> Aim of the exercise:
Reproduce all the material exactly, minus any pictures it holds.

> Supplied data:
=====

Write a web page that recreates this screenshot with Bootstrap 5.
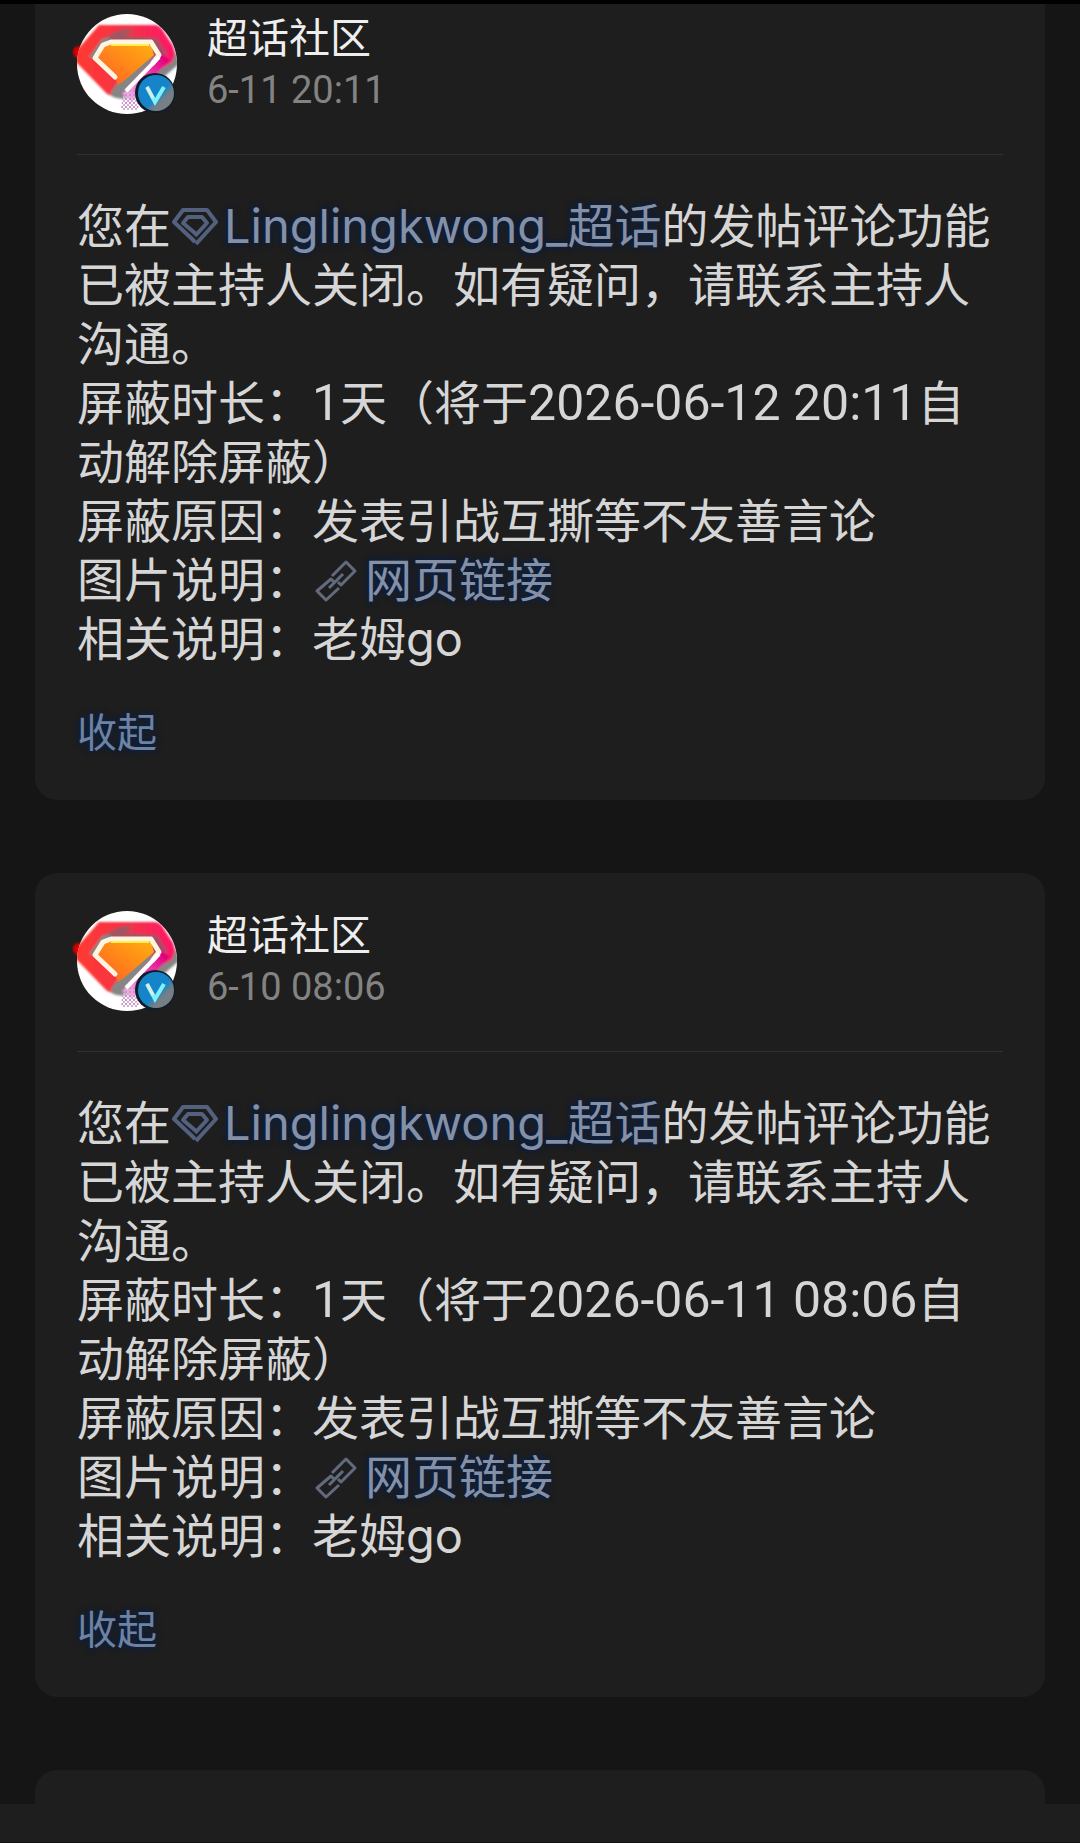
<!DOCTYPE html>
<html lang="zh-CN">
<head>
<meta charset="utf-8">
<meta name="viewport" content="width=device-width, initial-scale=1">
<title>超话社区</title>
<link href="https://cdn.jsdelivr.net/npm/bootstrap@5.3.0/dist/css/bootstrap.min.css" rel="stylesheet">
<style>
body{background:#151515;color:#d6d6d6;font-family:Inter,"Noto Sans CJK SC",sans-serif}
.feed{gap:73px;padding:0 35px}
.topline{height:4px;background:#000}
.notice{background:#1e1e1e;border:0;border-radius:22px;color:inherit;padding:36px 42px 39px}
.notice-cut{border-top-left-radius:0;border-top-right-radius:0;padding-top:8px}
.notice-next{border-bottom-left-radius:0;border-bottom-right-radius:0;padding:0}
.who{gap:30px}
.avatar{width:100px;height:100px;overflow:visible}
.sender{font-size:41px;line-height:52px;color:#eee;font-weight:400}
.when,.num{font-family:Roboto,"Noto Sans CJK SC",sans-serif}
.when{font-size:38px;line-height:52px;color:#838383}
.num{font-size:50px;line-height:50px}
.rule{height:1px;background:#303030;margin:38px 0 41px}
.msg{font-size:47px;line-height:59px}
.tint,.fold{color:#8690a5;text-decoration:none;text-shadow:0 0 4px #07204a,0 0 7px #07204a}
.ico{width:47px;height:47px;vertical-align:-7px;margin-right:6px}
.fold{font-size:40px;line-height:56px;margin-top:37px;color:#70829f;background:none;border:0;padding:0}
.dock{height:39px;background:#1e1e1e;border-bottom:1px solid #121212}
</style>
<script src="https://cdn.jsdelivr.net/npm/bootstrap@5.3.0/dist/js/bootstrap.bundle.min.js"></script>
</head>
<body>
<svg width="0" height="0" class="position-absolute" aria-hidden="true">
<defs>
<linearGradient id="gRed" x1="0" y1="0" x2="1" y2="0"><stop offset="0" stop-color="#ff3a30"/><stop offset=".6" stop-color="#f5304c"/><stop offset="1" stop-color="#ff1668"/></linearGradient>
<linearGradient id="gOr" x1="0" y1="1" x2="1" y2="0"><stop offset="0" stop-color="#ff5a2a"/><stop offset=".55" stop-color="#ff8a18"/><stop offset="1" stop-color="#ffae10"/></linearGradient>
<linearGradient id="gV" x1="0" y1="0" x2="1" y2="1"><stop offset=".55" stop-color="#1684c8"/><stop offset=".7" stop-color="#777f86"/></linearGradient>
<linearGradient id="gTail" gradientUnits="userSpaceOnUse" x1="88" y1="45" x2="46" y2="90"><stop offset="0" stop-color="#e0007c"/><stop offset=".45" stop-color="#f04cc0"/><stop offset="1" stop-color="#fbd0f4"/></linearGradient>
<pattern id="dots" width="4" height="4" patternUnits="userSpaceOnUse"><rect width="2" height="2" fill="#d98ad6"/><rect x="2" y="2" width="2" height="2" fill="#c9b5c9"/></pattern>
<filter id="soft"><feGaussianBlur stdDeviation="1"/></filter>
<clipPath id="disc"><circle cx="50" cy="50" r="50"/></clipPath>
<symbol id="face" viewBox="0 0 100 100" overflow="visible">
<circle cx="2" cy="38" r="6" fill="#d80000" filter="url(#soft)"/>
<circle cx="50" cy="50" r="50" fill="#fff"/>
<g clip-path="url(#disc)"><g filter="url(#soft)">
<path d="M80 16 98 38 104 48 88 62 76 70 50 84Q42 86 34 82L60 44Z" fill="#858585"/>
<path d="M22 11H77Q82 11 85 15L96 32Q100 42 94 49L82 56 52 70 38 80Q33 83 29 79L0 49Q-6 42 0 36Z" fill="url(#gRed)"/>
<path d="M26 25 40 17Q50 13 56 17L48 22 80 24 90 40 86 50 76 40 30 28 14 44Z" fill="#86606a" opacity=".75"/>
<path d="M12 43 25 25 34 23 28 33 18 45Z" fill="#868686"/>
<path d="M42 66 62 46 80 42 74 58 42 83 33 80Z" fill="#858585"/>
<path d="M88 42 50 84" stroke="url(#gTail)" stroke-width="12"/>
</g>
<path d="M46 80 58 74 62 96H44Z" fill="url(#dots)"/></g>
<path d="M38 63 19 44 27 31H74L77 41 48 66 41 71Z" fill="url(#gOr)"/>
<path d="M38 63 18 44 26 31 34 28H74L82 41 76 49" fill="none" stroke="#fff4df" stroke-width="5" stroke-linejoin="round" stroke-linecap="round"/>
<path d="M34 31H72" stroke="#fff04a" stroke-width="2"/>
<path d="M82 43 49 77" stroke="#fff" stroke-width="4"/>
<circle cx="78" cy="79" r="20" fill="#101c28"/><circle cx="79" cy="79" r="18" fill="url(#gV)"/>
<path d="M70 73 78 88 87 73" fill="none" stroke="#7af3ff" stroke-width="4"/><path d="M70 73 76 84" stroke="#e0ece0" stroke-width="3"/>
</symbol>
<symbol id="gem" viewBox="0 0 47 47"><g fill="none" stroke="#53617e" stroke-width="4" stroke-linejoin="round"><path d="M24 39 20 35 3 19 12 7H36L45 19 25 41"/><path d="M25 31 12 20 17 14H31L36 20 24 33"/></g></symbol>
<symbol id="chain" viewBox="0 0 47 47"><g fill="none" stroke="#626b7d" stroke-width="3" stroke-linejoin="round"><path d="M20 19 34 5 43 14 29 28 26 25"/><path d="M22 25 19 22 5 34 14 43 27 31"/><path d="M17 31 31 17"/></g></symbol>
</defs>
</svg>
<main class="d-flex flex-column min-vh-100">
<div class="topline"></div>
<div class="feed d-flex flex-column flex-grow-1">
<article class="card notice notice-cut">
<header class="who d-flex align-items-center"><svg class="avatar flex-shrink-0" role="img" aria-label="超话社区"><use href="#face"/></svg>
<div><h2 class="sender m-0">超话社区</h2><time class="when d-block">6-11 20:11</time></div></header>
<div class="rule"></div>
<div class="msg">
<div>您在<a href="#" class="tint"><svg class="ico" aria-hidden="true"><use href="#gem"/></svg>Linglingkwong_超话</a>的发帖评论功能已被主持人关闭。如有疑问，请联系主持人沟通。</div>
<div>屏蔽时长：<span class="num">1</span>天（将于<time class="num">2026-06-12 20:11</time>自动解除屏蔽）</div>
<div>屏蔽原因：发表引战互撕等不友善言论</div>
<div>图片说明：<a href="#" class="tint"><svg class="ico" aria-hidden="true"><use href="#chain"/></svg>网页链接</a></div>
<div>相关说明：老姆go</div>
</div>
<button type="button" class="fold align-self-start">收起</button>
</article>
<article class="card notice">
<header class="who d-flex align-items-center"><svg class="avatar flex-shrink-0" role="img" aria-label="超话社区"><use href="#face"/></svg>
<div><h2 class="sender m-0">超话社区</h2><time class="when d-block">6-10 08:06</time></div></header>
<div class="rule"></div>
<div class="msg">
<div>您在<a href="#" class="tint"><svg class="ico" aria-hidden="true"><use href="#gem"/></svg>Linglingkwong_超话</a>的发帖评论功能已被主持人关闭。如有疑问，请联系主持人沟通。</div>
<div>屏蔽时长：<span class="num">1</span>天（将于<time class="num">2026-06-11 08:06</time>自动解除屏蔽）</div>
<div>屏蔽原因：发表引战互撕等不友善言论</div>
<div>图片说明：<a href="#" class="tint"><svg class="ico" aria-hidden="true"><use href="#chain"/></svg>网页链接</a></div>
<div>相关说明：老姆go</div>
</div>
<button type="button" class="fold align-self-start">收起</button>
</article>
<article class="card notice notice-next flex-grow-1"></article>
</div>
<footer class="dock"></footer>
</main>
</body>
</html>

=====

> Exercise output:
Write a web page that recreates this screenshot with Bootstrap 5.
<!DOCTYPE html>
<html lang="zh-CN">
<head>
<meta charset="utf-8">
<meta name="viewport" content="width=device-width, initial-scale=1">
<title>超话社区</title>
<link href="https://cdn.jsdelivr.net/npm/bootstrap@5.3.0/dist/css/bootstrap.min.css" rel="stylesheet">
<style>
body{background:#151515;color:#d6d6d6;font-family:Inter,"Noto Sans CJK SC",sans-serif}
.feed{gap:73px;padding:0 35px}
.topline{height:4px;background:#000}
.notice{background:#1e1e1e;border:0;border-radius:22px;color:inherit;padding:36px 42px 39px}
.notice-cut{border-top-left-radius:0;border-top-right-radius:0;padding-top:8px}
.notice-next{border-bottom-left-radius:0;border-bottom-right-radius:0;padding:0}
.who{gap:30px}
.avatar{width:100px;height:100px;overflow:visible}
.sender{font-size:41px;line-height:52px;color:#eee;font-weight:400}
.when,.num{font-family:Roboto,"Noto Sans CJK SC",sans-serif}
.when{font-size:38px;line-height:52px;color:#838383}
.num{font-size:50px;line-height:50px}
.rule{height:1px;background:#303030;margin:38px 0 41px}
.msg{font-size:47px;line-height:59px}
.tint,.fold{color:#8690a5;text-decoration:none;text-shadow:0 0 4px #07204a,0 0 7px #07204a}
.ico{width:47px;height:47px;vertical-align:-7px;margin-right:6px}
.fold{font-size:40px;line-height:56px;margin-top:37px;color:#70829f;background:none;border:0;padding:0}
.dock{height:39px;background:#1e1e1e;border-bottom:1px solid #121212}
</style>
<script src="https://cdn.jsdelivr.net/npm/bootstrap@5.3.0/dist/js/bootstrap.bundle.min.js"></script>
</head>
<body>
<svg width="0" height="0" class="position-absolute" aria-hidden="true">
<defs>
<linearGradient id="gRed" x1="0" y1="0" x2="1" y2="0"><stop offset="0" stop-color="#ff3a30"/><stop offset=".6" stop-color="#f5304c"/><stop offset="1" stop-color="#ff1668"/></linearGradient>
<linearGradient id="gOr" x1="0" y1="1" x2="1" y2="0"><stop offset="0" stop-color="#ff5a2a"/><stop offset=".55" stop-color="#ff8a18"/><stop offset="1" stop-color="#ffae10"/></linearGradient>
<linearGradient id="gV" x1="0" y1="0" x2="1" y2="1"><stop offset=".55" stop-color="#1684c8"/><stop offset=".7" stop-color="#777f86"/></linearGradient>
<linearGradient id="gTail" gradientUnits="userSpaceOnUse" x1="88" y1="45" x2="46" y2="90"><stop offset="0" stop-color="#e0007c"/><stop offset=".45" stop-color="#f04cc0"/><stop offset="1" stop-color="#fbd0f4"/></linearGradient>
<pattern id="dots" width="4" height="4" patternUnits="userSpaceOnUse"><rect width="2" height="2" fill="#d98ad6"/><rect x="2" y="2" width="2" height="2" fill="#c9b5c9"/></pattern>
<filter id="soft"><feGaussianBlur stdDeviation="1"/></filter>
<clipPath id="disc"><circle cx="50" cy="50" r="50"/></clipPath>
<symbol id="face" viewBox="0 0 100 100" overflow="visible">
<circle cx="2" cy="38" r="6" fill="#d80000" filter="url(#soft)"/>
<circle cx="50" cy="50" r="50" fill="#fff"/>
<g clip-path="url(#disc)"><g filter="url(#soft)">
<path d="M80 16 98 38 104 48 88 62 76 70 50 84Q42 86 34 82L60 44Z" fill="#858585"/>
<path d="M22 11H77Q82 11 85 15L96 32Q100 42 94 49L82 56 52 70 38 80Q33 83 29 79L0 49Q-6 42 0 36Z" fill="url(#gRed)"/>
<path d="M26 25 40 17Q50 13 56 17L48 22 80 24 90 40 86 50 76 40 30 28 14 44Z" fill="#86606a" opacity=".75"/>
<path d="M12 43 25 25 34 23 28 33 18 45Z" fill="#868686"/>
<path d="M42 66 62 46 80 42 74 58 42 83 33 80Z" fill="#858585"/>
<path d="M88 42 50 84" stroke="url(#gTail)" stroke-width="12"/>
</g>
<path d="M46 80 58 74 62 96H44Z" fill="url(#dots)"/></g>
<path d="M38 63 19 44 27 31H74L77 41 48 66 41 71Z" fill="url(#gOr)"/>
<path d="M38 63 18 44 26 31 34 28H74L82 41 76 49" fill="none" stroke="#fff4df" stroke-width="5" stroke-linejoin="round" stroke-linecap="round"/>
<path d="M34 31H72" stroke="#fff04a" stroke-width="2"/>
<path d="M82 43 49 77" stroke="#fff" stroke-width="4"/>
<circle cx="78" cy="79" r="20" fill="#101c28"/><circle cx="79" cy="79" r="18" fill="url(#gV)"/>
<path d="M70 73 78 88 87 73" fill="none" stroke="#7af3ff" stroke-width="4"/><path d="M70 73 76 84" stroke="#e0ece0" stroke-width="3"/>
</symbol>
<symbol id="gem" viewBox="0 0 47 47"><g fill="none" stroke="#53617e" stroke-width="4" stroke-linejoin="round"><path d="M24 39 20 35 3 19 12 7H36L45 19 25 41"/><path d="M25 31 12 20 17 14H31L36 20 24 33"/></g></symbol>
<symbol id="chain" viewBox="0 0 47 47"><g fill="none" stroke="#626b7d" stroke-width="3" stroke-linejoin="round"><path d="M20 19 34 5 43 14 29 28 26 25"/><path d="M22 25 19 22 5 34 14 43 27 31"/><path d="M17 31 31 17"/></g></symbol>
</defs>
</svg>
<main class="d-flex flex-column min-vh-100">
<div class="topline"></div>
<div class="feed d-flex flex-column flex-grow-1">
<article class="card notice notice-cut">
<header class="who d-flex align-items-center"><svg class="avatar flex-shrink-0" role="img" aria-label="超话社区"><use href="#face"/></svg>
<div><h2 class="sender m-0">超话社区</h2><time class="when d-block">6-11 20:11</time></div></header>
<div class="rule"></div>
<div class="msg">
<div>您在<a href="#" class="tint"><svg class="ico" aria-hidden="true"><use href="#gem"/></svg>Linglingkwong_超话</a>的发帖评论功能已被主持人关闭。如有疑问，请联系主持人沟通。</div>
<div>屏蔽时长：<span class="num">1</span>天（将于<time class="num">2026-06-12 20:11</time>自动解除屏蔽）</div>
<div>屏蔽原因：发表引战互撕等不友善言论</div>
<div>图片说明：<a href="#" class="tint"><svg class="ico" aria-hidden="true"><use href="#chain"/></svg>网页链接</a></div>
<div>相关说明：老姆go</div>
</div>
<button type="button" class="fold align-self-start">收起</button>
</article>
<article class="card notice">
<header class="who d-flex align-items-center"><svg class="avatar flex-shrink-0" role="img" aria-label="超话社区"><use href="#face"/></svg>
<div><h2 class="sender m-0">超话社区</h2><time class="when d-block">6-10 08:06</time></div></header>
<div class="rule"></div>
<div class="msg">
<div>您在<a href="#" class="tint"><svg class="ico" aria-hidden="true"><use href="#gem"/></svg>Linglingkwong_超话</a>的发帖评论功能已被主持人关闭。如有疑问，请联系主持人沟通。</div>
<div>屏蔽时长：<span class="num">1</span>天（将于<time class="num">2026-06-11 08:06</time>自动解除屏蔽）</div>
<div>屏蔽原因：发表引战互撕等不友善言论</div>
<div>图片说明：<a href="#" class="tint"><svg class="ico" aria-hidden="true"><use href="#chain"/></svg>网页链接</a></div>
<div>相关说明：老姆go</div>
</div>
<button type="button" class="fold align-self-start">收起</button>
</article>
<article class="card notice notice-next flex-grow-1"></article>
</div>
<footer class="dock"></footer>
</main>
</body>
</html>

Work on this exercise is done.